* **Exercise description**
Pull out every line in the data that has the string "draws" in it.

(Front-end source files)
* START *
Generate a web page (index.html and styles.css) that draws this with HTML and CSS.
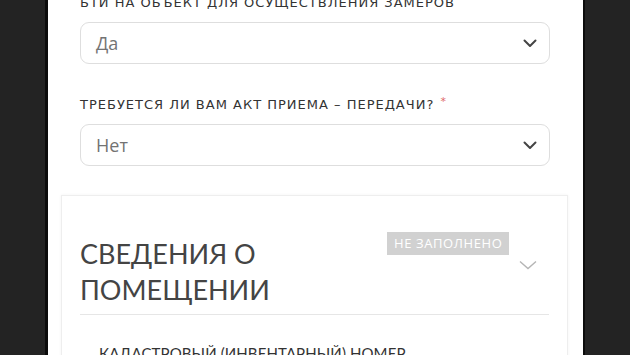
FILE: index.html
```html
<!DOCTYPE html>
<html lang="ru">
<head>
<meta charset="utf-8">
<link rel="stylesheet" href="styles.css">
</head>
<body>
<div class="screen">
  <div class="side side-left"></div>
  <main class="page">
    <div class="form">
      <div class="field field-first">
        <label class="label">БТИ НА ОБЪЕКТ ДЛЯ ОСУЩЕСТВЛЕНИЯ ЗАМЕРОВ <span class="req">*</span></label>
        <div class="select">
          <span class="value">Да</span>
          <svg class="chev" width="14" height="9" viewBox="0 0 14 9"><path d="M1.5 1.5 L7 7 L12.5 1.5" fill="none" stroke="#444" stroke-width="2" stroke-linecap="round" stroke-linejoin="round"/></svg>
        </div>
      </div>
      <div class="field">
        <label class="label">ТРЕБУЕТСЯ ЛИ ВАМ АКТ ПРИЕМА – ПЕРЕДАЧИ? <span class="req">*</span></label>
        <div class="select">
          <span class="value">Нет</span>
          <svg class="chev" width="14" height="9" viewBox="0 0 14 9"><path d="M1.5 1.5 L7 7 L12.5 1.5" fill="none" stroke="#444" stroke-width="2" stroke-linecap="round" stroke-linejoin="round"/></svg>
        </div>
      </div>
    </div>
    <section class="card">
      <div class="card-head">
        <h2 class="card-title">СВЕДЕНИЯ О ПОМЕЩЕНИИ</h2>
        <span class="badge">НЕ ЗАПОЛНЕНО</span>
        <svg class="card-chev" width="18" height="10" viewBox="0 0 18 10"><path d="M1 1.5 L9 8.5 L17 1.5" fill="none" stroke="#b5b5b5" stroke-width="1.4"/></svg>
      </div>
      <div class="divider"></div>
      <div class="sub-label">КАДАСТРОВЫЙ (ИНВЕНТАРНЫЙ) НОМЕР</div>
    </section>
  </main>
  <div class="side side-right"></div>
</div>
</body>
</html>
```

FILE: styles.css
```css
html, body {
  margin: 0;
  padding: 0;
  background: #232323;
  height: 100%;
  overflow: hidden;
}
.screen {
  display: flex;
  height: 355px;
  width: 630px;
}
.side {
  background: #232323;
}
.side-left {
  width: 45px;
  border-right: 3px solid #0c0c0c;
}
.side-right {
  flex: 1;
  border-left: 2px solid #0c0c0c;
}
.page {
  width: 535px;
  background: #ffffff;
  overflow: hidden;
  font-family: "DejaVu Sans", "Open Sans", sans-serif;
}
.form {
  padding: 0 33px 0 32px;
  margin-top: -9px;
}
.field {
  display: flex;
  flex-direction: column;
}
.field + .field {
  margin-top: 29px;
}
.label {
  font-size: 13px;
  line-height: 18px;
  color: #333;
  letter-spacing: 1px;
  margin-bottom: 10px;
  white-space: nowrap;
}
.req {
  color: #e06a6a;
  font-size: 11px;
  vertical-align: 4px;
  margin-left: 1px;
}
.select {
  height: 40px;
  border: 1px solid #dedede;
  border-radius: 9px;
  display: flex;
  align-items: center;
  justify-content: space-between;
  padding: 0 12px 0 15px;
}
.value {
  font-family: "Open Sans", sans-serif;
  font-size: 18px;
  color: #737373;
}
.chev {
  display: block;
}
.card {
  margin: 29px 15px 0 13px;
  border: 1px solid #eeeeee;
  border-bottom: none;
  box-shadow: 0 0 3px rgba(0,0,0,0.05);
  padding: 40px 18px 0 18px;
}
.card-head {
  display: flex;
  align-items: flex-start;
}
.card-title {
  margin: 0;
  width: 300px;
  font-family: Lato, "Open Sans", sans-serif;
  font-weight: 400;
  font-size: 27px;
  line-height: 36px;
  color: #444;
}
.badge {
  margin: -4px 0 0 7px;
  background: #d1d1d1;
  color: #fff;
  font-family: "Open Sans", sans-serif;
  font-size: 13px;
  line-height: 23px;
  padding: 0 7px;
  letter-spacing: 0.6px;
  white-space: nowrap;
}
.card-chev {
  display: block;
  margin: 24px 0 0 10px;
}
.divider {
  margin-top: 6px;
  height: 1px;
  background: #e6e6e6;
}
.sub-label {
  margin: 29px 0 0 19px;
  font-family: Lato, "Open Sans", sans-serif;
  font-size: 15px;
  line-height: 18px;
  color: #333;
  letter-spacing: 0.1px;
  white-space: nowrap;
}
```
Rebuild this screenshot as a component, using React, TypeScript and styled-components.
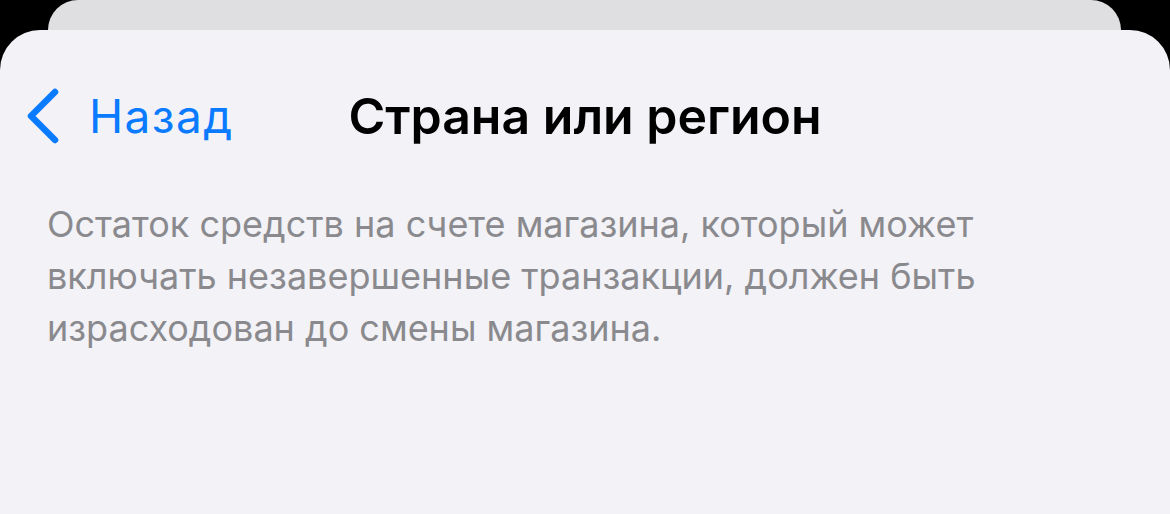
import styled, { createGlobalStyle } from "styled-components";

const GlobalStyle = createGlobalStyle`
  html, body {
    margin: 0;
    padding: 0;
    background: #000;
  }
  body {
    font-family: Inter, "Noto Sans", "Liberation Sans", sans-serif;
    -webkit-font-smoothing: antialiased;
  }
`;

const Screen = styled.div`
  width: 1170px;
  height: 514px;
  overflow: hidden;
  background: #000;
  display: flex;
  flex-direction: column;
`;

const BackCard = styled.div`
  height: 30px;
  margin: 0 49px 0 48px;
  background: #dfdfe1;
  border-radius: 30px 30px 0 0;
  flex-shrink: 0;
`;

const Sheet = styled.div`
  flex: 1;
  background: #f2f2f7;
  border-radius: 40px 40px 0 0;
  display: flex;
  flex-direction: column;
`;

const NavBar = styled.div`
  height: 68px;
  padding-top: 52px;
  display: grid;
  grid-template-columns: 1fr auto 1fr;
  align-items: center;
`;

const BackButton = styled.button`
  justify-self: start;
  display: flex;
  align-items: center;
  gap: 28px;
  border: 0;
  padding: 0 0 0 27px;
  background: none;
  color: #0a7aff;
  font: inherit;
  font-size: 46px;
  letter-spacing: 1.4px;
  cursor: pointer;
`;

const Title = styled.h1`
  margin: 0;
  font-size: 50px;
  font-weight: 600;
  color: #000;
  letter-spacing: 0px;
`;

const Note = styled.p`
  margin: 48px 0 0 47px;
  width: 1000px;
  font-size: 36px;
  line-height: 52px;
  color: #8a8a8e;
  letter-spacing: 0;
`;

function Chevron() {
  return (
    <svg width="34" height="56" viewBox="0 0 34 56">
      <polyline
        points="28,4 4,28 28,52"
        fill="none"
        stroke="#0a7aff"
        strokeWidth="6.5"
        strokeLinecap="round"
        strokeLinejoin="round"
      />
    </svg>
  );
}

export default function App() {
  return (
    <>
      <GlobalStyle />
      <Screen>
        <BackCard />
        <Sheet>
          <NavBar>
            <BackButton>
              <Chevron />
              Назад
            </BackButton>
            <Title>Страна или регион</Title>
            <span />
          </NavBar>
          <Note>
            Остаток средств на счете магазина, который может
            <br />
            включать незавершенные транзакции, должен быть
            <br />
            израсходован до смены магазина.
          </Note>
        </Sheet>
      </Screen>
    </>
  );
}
* END *
* START *
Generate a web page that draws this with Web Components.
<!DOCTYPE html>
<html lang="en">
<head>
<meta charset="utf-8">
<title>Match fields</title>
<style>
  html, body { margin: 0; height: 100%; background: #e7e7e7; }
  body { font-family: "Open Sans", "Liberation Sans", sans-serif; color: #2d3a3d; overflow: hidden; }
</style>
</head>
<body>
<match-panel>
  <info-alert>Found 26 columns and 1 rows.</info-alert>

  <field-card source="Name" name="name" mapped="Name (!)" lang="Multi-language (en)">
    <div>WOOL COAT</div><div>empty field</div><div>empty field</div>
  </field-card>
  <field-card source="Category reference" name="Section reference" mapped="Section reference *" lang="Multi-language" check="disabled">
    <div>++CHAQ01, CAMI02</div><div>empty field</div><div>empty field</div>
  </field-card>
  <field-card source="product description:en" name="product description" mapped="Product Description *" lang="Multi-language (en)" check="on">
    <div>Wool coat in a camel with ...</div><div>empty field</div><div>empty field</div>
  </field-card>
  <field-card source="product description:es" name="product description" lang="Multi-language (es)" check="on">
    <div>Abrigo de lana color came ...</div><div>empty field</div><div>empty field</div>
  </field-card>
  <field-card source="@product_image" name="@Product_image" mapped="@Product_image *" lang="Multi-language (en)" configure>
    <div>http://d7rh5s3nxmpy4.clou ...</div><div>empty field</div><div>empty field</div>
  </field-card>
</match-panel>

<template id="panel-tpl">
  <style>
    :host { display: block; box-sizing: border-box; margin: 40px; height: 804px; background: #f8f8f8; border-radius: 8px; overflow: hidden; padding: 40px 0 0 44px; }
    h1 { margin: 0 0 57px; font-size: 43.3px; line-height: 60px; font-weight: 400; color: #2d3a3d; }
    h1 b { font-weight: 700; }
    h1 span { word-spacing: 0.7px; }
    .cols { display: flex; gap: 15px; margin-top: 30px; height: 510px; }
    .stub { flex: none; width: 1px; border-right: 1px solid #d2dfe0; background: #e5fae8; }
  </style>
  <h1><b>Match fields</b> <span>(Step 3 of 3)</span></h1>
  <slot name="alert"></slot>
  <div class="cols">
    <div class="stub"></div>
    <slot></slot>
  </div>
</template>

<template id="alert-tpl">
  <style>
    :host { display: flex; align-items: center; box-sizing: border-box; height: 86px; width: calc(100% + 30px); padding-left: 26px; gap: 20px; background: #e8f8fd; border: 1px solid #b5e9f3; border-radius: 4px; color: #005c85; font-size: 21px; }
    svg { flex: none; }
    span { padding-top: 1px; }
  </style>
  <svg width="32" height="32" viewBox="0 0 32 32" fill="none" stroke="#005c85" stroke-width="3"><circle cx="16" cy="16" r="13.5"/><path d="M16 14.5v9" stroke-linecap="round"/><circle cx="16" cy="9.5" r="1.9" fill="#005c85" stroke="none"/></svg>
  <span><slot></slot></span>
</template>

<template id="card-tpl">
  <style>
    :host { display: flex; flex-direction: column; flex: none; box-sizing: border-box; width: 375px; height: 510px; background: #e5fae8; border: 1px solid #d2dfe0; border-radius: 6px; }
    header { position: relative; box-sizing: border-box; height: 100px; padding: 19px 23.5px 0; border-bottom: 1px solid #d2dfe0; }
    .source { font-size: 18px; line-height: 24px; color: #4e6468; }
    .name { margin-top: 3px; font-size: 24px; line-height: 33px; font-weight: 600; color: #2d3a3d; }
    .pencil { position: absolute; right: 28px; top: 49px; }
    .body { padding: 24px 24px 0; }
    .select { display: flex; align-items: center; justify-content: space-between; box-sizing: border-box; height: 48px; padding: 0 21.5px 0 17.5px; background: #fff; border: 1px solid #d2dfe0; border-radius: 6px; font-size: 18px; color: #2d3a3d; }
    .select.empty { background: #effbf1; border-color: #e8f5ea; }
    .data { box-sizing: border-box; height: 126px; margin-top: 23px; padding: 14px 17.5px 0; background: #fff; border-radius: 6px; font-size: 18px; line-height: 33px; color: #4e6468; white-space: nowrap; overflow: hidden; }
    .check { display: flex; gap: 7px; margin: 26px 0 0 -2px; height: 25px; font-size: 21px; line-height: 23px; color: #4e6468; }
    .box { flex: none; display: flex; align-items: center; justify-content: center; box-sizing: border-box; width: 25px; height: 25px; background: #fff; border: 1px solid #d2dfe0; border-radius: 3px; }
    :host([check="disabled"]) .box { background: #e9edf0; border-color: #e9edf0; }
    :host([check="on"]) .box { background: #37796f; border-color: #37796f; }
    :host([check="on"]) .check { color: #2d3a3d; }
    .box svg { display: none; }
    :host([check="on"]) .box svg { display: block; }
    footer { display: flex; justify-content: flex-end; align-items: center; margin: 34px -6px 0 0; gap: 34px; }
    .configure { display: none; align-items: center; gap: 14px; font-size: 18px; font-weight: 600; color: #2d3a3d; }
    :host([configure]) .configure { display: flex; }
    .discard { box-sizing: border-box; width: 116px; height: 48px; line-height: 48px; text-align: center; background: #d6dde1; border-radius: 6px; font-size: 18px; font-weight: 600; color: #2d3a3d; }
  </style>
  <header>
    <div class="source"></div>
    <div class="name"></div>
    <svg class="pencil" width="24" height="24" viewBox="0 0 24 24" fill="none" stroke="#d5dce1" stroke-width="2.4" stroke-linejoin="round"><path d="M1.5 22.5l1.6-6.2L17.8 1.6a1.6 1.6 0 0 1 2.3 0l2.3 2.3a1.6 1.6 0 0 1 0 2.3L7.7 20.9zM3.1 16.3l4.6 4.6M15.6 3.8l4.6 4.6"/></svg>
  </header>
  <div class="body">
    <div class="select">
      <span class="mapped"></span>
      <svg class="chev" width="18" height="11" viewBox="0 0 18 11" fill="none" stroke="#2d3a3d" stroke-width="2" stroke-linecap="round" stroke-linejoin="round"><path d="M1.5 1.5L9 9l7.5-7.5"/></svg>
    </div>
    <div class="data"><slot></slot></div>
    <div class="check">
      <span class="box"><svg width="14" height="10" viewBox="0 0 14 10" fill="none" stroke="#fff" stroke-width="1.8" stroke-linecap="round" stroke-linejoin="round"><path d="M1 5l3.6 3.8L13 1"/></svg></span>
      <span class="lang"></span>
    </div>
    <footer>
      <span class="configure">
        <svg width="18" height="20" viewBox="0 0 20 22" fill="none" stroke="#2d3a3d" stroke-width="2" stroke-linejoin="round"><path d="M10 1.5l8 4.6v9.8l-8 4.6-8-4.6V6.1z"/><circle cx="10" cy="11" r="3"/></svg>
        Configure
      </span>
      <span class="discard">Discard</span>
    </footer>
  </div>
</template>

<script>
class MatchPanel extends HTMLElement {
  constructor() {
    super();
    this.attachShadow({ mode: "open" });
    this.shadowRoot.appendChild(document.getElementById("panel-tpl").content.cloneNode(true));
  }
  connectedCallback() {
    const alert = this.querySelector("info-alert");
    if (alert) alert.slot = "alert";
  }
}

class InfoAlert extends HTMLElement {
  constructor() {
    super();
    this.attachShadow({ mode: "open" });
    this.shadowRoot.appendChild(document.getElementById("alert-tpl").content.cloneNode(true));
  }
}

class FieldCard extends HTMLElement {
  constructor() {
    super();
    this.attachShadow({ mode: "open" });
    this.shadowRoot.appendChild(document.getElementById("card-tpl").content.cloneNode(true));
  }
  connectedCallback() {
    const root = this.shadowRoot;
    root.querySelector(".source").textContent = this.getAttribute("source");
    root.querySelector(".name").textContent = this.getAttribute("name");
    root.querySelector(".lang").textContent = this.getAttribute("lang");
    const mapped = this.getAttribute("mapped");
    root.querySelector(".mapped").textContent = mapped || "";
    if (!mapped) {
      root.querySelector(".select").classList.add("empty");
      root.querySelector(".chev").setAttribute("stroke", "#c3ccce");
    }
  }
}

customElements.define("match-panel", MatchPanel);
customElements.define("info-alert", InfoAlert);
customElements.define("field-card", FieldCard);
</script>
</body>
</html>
* END *
* START *
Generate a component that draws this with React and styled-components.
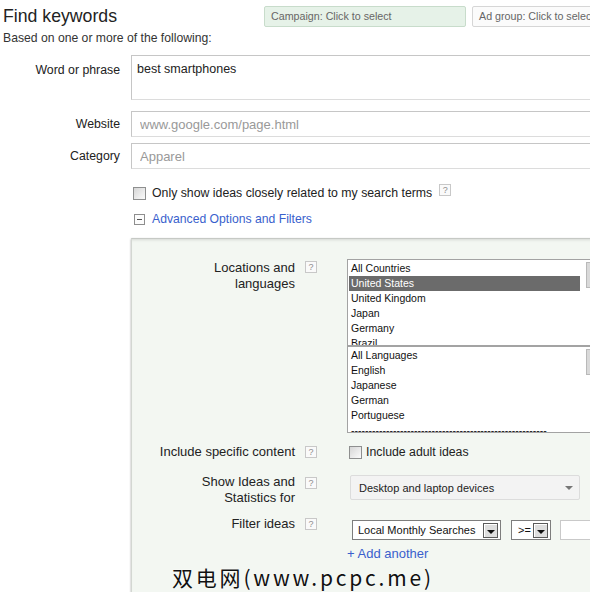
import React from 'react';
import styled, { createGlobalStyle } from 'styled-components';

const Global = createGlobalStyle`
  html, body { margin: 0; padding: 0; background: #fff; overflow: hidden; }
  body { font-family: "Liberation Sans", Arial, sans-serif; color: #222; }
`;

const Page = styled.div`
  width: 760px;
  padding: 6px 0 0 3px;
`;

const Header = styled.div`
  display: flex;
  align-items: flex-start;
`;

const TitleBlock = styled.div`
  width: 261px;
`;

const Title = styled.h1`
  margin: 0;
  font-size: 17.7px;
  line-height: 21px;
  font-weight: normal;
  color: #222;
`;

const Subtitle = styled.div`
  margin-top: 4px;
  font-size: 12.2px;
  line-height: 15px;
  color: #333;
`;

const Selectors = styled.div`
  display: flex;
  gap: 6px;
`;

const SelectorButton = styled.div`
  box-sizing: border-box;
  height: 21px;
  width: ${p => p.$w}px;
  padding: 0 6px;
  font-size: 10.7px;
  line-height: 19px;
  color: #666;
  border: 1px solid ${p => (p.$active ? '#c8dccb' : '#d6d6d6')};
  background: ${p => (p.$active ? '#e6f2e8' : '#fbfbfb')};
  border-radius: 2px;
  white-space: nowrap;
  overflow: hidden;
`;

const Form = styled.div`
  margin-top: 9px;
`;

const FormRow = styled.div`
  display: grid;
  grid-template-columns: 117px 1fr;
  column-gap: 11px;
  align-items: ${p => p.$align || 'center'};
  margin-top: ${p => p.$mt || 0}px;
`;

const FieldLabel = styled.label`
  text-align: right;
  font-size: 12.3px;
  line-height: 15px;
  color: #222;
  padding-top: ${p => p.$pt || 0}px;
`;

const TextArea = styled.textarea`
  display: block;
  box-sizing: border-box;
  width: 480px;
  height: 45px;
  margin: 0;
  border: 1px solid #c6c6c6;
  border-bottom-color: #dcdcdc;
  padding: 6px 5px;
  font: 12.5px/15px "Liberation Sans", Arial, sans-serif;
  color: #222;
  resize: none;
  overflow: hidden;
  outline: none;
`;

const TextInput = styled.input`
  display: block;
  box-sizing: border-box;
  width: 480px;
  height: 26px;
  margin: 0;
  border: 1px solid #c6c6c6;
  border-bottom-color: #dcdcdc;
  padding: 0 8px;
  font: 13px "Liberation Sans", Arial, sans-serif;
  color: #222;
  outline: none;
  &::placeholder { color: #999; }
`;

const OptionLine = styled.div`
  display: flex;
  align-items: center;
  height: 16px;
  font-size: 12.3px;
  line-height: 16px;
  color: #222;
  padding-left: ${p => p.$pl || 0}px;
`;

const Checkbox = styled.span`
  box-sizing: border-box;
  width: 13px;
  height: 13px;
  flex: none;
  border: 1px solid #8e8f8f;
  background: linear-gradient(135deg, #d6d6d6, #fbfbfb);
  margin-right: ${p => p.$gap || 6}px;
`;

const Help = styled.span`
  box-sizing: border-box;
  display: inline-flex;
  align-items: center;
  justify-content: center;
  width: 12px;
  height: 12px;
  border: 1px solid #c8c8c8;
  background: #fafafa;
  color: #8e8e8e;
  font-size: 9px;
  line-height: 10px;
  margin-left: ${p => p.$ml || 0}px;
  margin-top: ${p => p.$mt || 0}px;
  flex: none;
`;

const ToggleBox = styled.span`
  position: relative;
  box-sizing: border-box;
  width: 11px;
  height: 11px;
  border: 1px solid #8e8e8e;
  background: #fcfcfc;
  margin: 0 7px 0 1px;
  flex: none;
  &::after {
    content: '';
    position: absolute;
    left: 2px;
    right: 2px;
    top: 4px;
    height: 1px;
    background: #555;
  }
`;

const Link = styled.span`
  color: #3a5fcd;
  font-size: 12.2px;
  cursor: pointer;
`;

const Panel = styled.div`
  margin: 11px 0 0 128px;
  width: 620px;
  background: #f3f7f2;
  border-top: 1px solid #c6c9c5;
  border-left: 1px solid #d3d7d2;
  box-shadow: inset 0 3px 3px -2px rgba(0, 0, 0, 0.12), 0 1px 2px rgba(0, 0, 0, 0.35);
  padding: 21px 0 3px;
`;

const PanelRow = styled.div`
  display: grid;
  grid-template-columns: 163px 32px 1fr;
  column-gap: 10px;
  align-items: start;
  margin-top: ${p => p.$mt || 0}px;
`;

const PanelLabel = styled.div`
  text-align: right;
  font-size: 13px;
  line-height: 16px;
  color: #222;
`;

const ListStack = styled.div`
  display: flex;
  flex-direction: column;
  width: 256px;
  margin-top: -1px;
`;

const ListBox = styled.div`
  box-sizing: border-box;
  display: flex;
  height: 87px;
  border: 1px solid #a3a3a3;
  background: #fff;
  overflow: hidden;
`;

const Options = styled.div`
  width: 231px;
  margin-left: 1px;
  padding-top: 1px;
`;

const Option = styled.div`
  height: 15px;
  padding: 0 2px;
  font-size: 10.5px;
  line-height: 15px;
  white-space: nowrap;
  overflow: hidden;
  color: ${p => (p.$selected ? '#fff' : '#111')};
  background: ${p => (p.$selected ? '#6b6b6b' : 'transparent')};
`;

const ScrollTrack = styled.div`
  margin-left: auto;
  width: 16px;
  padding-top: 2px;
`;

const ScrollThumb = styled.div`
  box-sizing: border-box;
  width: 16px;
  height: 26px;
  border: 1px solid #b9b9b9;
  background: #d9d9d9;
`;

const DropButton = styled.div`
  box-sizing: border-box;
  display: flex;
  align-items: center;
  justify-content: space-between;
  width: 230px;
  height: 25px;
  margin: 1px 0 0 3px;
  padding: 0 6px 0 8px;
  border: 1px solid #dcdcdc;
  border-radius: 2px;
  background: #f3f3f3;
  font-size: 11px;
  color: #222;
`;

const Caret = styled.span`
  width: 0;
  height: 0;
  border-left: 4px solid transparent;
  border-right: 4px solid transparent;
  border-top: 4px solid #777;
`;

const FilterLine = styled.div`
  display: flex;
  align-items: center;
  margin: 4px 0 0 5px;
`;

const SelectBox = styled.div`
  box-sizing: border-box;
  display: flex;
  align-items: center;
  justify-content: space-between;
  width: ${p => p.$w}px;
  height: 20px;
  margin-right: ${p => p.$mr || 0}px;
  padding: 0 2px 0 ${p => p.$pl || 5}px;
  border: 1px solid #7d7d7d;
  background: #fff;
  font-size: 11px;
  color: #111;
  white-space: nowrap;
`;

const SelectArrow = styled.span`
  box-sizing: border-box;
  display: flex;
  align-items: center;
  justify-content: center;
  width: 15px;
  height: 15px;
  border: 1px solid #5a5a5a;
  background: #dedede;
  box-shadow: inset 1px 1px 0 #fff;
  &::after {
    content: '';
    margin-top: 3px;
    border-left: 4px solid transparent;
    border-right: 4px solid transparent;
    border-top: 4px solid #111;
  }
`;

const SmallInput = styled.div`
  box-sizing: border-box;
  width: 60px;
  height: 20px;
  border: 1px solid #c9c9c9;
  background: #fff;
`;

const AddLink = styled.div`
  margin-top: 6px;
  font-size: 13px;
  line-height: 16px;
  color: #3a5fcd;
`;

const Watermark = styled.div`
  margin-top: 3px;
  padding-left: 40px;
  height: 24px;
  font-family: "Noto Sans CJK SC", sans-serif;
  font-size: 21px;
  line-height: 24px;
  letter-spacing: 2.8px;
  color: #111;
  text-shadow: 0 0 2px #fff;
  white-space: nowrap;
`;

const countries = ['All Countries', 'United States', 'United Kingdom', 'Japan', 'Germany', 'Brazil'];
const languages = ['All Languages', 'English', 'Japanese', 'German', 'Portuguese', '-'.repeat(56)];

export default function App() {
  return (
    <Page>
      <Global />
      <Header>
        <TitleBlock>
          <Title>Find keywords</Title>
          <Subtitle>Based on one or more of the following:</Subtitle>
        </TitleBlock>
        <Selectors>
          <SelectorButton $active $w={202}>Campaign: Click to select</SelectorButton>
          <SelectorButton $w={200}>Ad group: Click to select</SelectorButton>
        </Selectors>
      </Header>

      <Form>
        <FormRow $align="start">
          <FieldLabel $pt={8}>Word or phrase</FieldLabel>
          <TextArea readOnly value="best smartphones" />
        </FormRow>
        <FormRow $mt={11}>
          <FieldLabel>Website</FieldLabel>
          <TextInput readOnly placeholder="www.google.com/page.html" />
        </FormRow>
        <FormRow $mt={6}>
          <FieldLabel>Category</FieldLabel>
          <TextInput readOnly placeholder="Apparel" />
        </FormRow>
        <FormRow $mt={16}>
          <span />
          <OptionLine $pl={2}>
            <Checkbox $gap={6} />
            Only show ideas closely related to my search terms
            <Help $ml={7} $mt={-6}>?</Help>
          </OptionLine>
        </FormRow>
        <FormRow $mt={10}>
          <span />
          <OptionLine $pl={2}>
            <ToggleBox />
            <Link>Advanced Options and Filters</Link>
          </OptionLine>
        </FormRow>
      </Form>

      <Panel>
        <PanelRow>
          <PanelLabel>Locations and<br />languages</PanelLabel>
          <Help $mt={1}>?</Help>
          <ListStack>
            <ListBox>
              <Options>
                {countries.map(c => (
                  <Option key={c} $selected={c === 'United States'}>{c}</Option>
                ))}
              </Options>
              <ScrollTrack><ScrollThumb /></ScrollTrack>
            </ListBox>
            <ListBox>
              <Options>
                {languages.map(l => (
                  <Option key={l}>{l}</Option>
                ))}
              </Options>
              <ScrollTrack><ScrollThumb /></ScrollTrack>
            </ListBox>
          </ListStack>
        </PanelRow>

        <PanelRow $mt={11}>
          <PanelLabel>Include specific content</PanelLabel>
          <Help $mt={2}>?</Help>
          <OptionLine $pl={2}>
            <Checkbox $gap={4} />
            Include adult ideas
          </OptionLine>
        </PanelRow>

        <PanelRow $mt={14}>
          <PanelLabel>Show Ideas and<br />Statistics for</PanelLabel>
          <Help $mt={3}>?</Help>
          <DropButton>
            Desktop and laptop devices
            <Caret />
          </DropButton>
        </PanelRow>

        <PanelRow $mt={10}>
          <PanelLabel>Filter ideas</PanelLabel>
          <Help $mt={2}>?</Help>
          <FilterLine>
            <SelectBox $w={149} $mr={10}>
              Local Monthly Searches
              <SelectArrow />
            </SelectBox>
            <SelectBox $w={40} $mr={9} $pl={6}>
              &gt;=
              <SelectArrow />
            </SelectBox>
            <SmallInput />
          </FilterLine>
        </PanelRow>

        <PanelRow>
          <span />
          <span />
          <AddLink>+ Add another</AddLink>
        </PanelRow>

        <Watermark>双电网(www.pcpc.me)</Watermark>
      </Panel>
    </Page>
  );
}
* END *
* **The answer**
Generate a web page (index.html and styles.css) that draws this with HTML and CSS.
Generate a web page that draws this with Web Components.
Generate a component that draws this with React and styled-components.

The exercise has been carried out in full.